The recent U.S. Supreme Court decision in District of Columbia v. Heller plainly stated that the Second Amendment Right to Keep and Bear Arms is, indeed, an individual right. Ironically, Democratic presidential nominee Barack Obama often states the same thing.
In truth, Obama poses a more serious threat to the future application of the landmark decision than any other American.
Heller was a 5-4 decision. Even if a Supreme Court a few years from now did not formally overrule Heller, it could construe the decision so narrowly as to make it the last case that meaningfully applied the Second Amendment.
A future Supreme Court could also greatly reduce Heller’s scope by refusing to make it enforceable against state and local governments. And there is every reason to believe that an Obama Supreme Court, at the urging of an Obama Department of Justice, would do so.
Although Obama claims to support the Second Amendment, his record shows virtually unrelenting hostility toward gun ownership, especially for lawful defense.
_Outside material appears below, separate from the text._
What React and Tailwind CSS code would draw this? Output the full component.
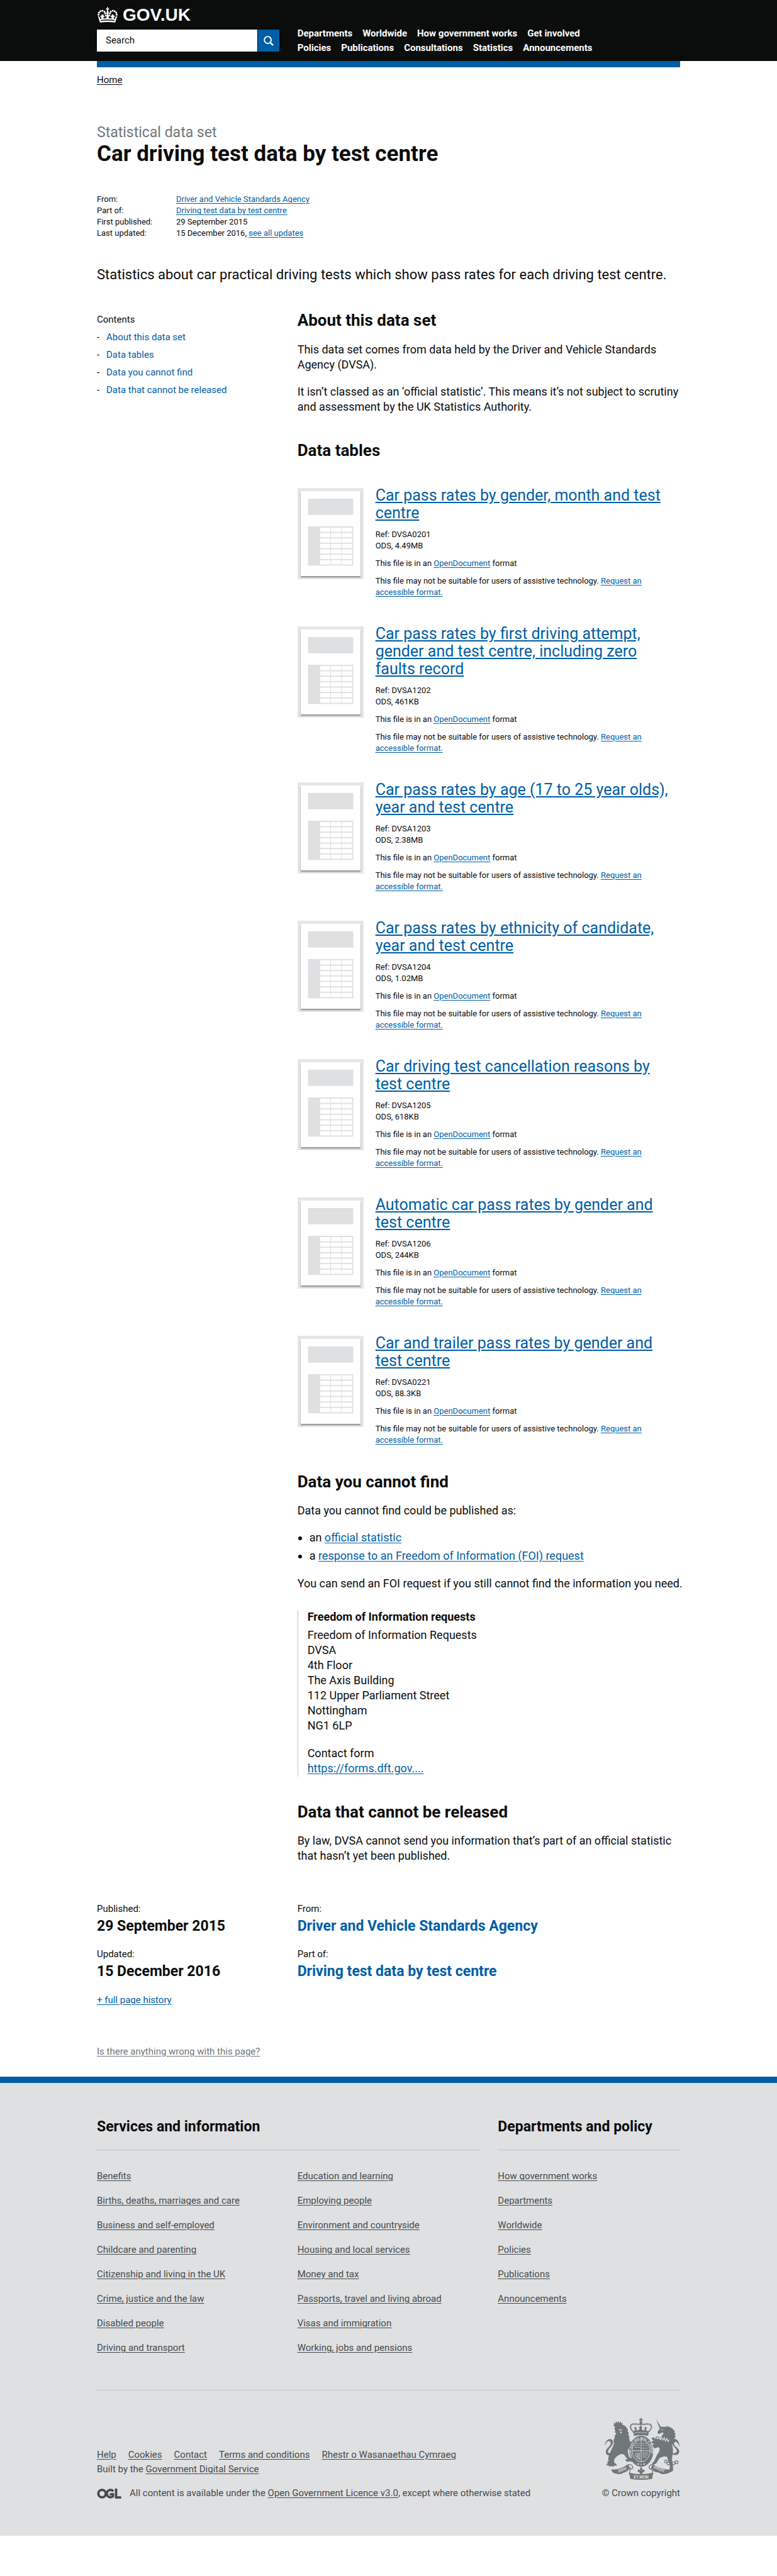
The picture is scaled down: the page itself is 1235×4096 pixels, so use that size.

Consider these facts:
As a candidate for the U.S. Senate, Obama said there should be a national ban on concealed carry licenses, because licensees commit so many crimes. He claimed that Texas’ licensing of Right-to-Carry endangers people in Illinois. In truth, a Texas license does not authorize carry in Illinois, and Illinois is one of only two states that have the Obama favored policy of not even allowing people to apply for carry permits.
California law, while generally hostile to concealed carry, allows carry by some domestic violence victims who have received a court order against a stalker or a similar personal threat. Obama successfully fought against enactment of a comparable bill in Illinois. ...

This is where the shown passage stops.